WHAT YOU ARE ASKED TO DO:
Would you repeat the listing exactly but omit every picture?

DATA SECTION:

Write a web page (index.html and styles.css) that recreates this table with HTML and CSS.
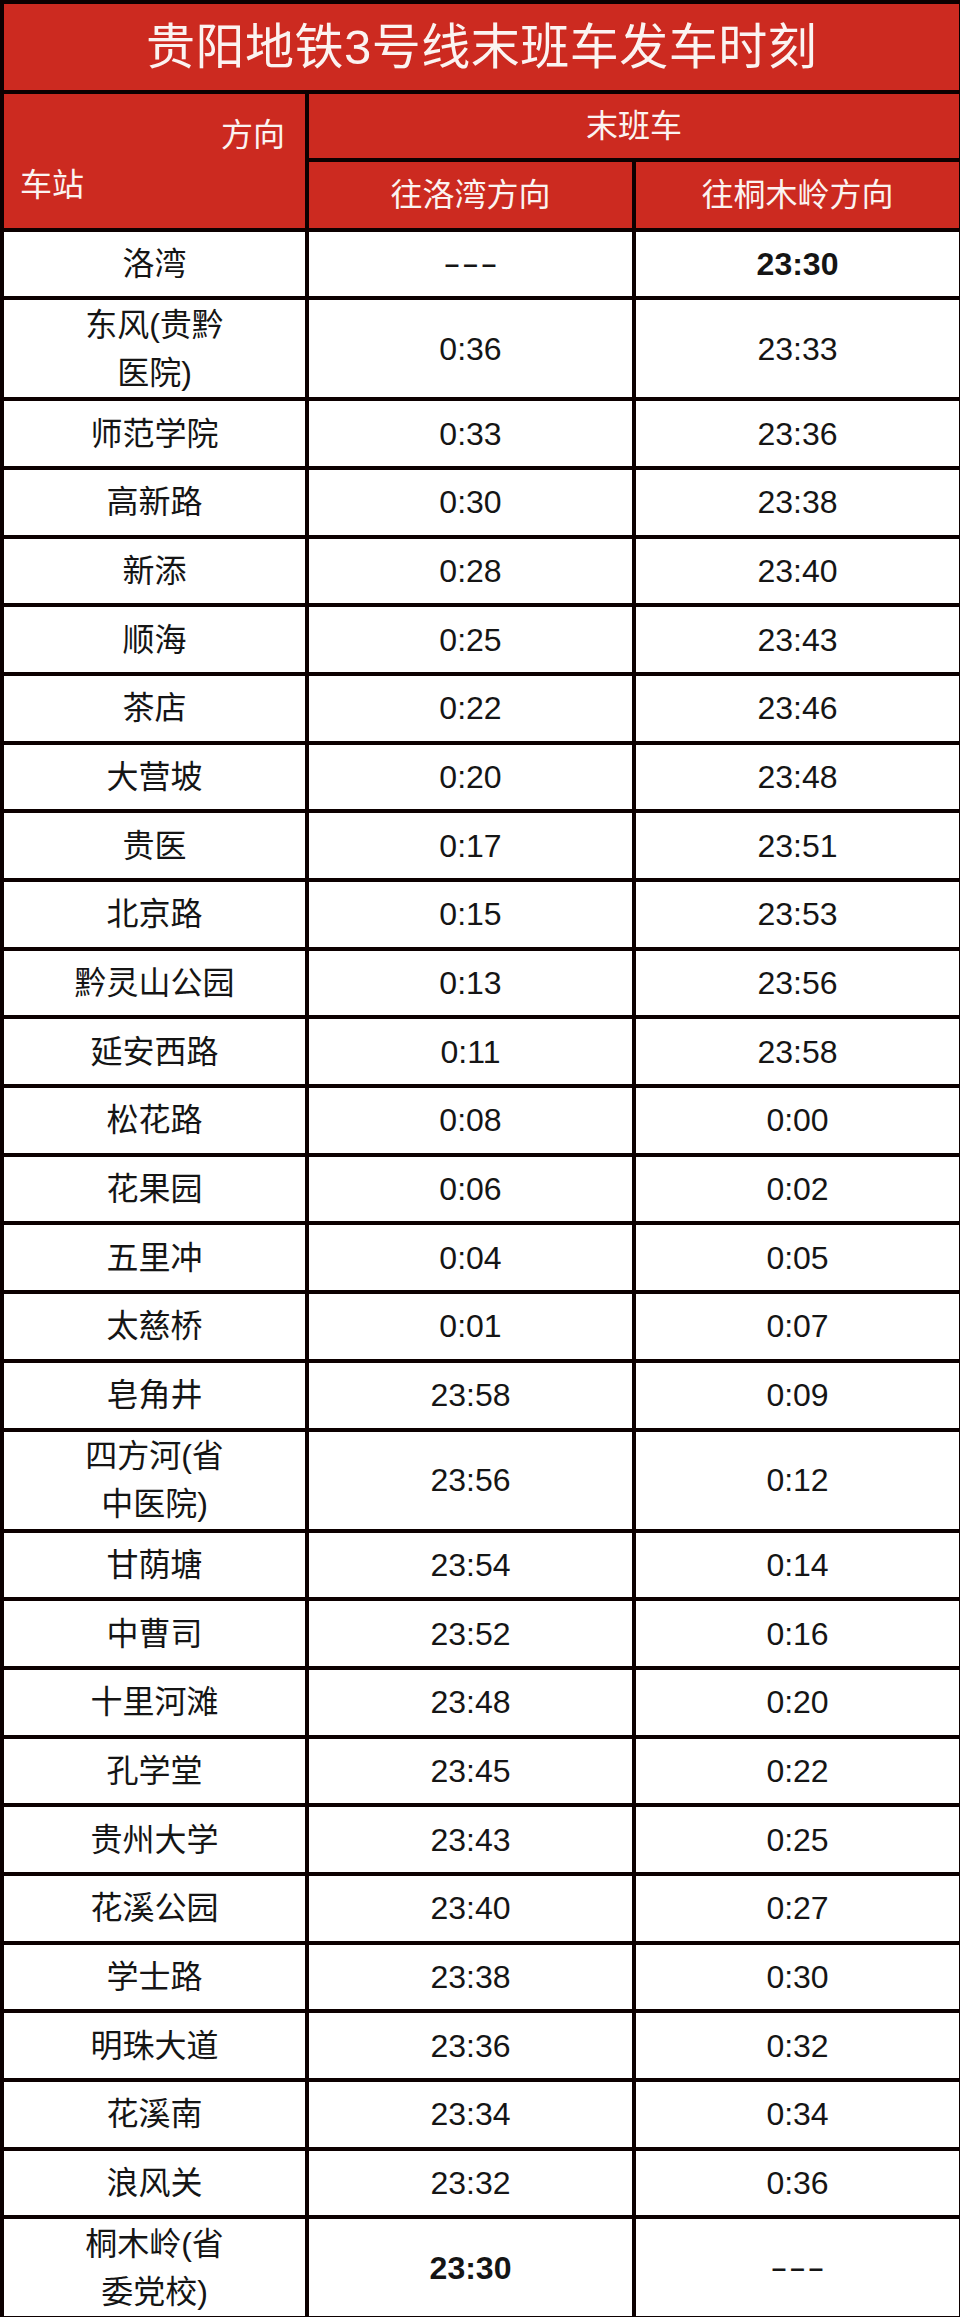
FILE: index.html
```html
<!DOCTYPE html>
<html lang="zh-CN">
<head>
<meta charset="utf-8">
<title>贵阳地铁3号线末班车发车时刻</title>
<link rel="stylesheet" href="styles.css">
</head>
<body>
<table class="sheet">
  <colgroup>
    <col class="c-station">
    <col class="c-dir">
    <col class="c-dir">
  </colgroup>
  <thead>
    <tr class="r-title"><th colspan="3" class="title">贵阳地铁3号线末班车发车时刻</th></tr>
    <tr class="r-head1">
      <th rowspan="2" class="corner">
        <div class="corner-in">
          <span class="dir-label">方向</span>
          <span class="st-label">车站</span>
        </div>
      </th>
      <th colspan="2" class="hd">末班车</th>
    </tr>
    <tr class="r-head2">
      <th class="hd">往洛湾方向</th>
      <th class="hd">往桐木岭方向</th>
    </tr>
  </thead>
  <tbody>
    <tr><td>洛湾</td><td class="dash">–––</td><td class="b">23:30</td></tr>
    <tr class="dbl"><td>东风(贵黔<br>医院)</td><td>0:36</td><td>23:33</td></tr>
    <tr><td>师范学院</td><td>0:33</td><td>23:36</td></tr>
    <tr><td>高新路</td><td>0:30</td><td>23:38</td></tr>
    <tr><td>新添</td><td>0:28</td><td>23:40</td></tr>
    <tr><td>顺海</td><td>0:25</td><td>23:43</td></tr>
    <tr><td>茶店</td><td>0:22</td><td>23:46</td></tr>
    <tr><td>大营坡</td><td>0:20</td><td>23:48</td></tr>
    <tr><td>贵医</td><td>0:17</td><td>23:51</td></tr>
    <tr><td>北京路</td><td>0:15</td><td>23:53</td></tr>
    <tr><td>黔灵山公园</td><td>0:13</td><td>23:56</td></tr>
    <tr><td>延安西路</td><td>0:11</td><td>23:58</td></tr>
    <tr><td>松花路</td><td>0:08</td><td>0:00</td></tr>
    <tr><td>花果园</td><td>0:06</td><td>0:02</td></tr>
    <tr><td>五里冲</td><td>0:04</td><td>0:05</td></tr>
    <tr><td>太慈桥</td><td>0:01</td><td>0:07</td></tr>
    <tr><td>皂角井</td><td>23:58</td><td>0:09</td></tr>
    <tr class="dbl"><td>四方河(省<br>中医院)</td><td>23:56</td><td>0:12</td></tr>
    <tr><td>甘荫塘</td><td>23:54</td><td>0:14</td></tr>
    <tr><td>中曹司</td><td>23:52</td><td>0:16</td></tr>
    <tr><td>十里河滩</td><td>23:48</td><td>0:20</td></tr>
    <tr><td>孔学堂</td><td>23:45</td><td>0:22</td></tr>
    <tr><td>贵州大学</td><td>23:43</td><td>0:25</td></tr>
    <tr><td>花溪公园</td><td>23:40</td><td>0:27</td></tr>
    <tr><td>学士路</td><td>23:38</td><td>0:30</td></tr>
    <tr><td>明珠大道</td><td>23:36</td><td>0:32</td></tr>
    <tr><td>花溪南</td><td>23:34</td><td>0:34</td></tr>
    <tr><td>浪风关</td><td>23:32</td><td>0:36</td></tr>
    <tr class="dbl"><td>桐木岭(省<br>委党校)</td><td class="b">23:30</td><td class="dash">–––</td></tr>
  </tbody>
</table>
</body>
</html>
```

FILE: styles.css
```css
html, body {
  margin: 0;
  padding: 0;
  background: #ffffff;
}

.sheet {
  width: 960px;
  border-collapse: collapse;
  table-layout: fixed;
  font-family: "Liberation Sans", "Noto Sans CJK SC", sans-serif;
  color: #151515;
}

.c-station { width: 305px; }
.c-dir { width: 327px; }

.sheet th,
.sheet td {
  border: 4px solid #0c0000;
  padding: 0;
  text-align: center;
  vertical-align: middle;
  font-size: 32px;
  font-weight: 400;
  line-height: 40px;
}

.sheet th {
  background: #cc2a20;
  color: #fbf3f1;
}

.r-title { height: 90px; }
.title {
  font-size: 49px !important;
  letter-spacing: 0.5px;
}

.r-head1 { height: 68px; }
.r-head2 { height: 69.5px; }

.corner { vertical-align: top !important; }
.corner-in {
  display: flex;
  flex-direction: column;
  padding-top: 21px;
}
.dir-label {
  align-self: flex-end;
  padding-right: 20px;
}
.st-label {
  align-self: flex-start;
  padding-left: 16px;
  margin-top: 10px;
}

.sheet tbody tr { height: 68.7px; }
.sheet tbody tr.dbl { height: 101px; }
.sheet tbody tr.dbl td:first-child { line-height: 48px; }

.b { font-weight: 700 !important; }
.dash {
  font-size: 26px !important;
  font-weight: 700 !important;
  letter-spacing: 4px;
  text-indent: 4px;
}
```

RESPONSE TO THIS TASK:
Write a web page (index.html and styles.css) that recreates this table with HTML and CSS.
FILE: index.html
```html
<!DOCTYPE html>
<html lang="zh-CN">
<head>
<meta charset="utf-8">
<title>贵阳地铁3号线末班车发车时刻</title>
<link rel="stylesheet" href="styles.css">
</head>
<body>
<table class="sheet">
  <colgroup>
    <col class="c-station">
    <col class="c-dir">
    <col class="c-dir">
  </colgroup>
  <thead>
    <tr class="r-title"><th colspan="3" class="title">贵阳地铁3号线末班车发车时刻</th></tr>
    <tr class="r-head1">
      <th rowspan="2" class="corner">
        <div class="corner-in">
          <span class="dir-label">方向</span>
          <span class="st-label">车站</span>
        </div>
      </th>
      <th colspan="2" class="hd">末班车</th>
    </tr>
    <tr class="r-head2">
      <th class="hd">往洛湾方向</th>
      <th class="hd">往桐木岭方向</th>
    </tr>
  </thead>
  <tbody>
    <tr><td>洛湾</td><td class="dash">–––</td><td class="b">23:30</td></tr>
    <tr class="dbl"><td>东风(贵黔<br>医院)</td><td>0:36</td><td>23:33</td></tr>
    <tr><td>师范学院</td><td>0:33</td><td>23:36</td></tr>
    <tr><td>高新路</td><td>0:30</td><td>23:38</td></tr>
    <tr><td>新添</td><td>0:28</td><td>23:40</td></tr>
    <tr><td>顺海</td><td>0:25</td><td>23:43</td></tr>
    <tr><td>茶店</td><td>0:22</td><td>23:46</td></tr>
    <tr><td>大营坡</td><td>0:20</td><td>23:48</td></tr>
    <tr><td>贵医</td><td>0:17</td><td>23:51</td></tr>
    <tr><td>北京路</td><td>0:15</td><td>23:53</td></tr>
    <tr><td>黔灵山公园</td><td>0:13</td><td>23:56</td></tr>
    <tr><td>延安西路</td><td>0:11</td><td>23:58</td></tr>
    <tr><td>松花路</td><td>0:08</td><td>0:00</td></tr>
    <tr><td>花果园</td><td>0:06</td><td>0:02</td></tr>
    <tr><td>五里冲</td><td>0:04</td><td>0:05</td></tr>
    <tr><td>太慈桥</td><td>0:01</td><td>0:07</td></tr>
    <tr><td>皂角井</td><td>23:58</td><td>0:09</td></tr>
    <tr class="dbl"><td>四方河(省<br>中医院)</td><td>23:56</td><td>0:12</td></tr>
    <tr><td>甘荫塘</td><td>23:54</td><td>0:14</td></tr>
    <tr><td>中曹司</td><td>23:52</td><td>0:16</td></tr>
    <tr><td>十里河滩</td><td>23:48</td><td>0:20</td></tr>
    <tr><td>孔学堂</td><td>23:45</td><td>0:22</td></tr>
    <tr><td>贵州大学</td><td>23:43</td><td>0:25</td></tr>
    <tr><td>花溪公园</td><td>23:40</td><td>0:27</td></tr>
    <tr><td>学士路</td><td>23:38</td><td>0:30</td></tr>
    <tr><td>明珠大道</td><td>23:36</td><td>0:32</td></tr>
    <tr><td>花溪南</td><td>23:34</td><td>0:34</td></tr>
    <tr><td>浪风关</td><td>23:32</td><td>0:36</td></tr>
    <tr class="dbl"><td>桐木岭(省<br>委党校)</td><td class="b">23:30</td><td class="dash">–––</td></tr>
  </tbody>
</table>
</body>
</html>
```

FILE: styles.css
```css
html, body {
  margin: 0;
  padding: 0;
  background: #ffffff;
}

.sheet {
  width: 960px;
  border-collapse: collapse;
  table-layout: fixed;
  font-family: "Liberation Sans", "Noto Sans CJK SC", sans-serif;
  color: #151515;
}

.c-station { width: 305px; }
.c-dir { width: 327px; }

.sheet th,
.sheet td {
  border: 4px solid #0c0000;
  padding: 0;
  text-align: center;
  vertical-align: middle;
  font-size: 32px;
  font-weight: 400;
  line-height: 40px;
}

.sheet th {
  background: #cc2a20;
  color: #fbf3f1;
}

.r-title { height: 90px; }
.title {
  font-size: 49px !important;
  letter-spacing: 0.5px;
}

.r-head1 { height: 68px; }
.r-head2 { height: 69.5px; }

.corner { vertical-align: top !important; }
.corner-in {
  display: flex;
  flex-direction: column;
  padding-top: 21px;
}
.dir-label {
  align-self: flex-end;
  padding-right: 20px;
}
.st-label {
  align-self: flex-start;
  padding-left: 16px;
  margin-top: 10px;
}

.sheet tbody tr { height: 68.7px; }
.sheet tbody tr.dbl { height: 101px; }
.sheet tbody tr.dbl td:first-child { line-height: 48px; }

.b { font-weight: 700 !important; }
.dash {
  font-size: 26px !important;
  font-weight: 700 !important;
  letter-spacing: 4px;
  text-indent: 4px;
}
```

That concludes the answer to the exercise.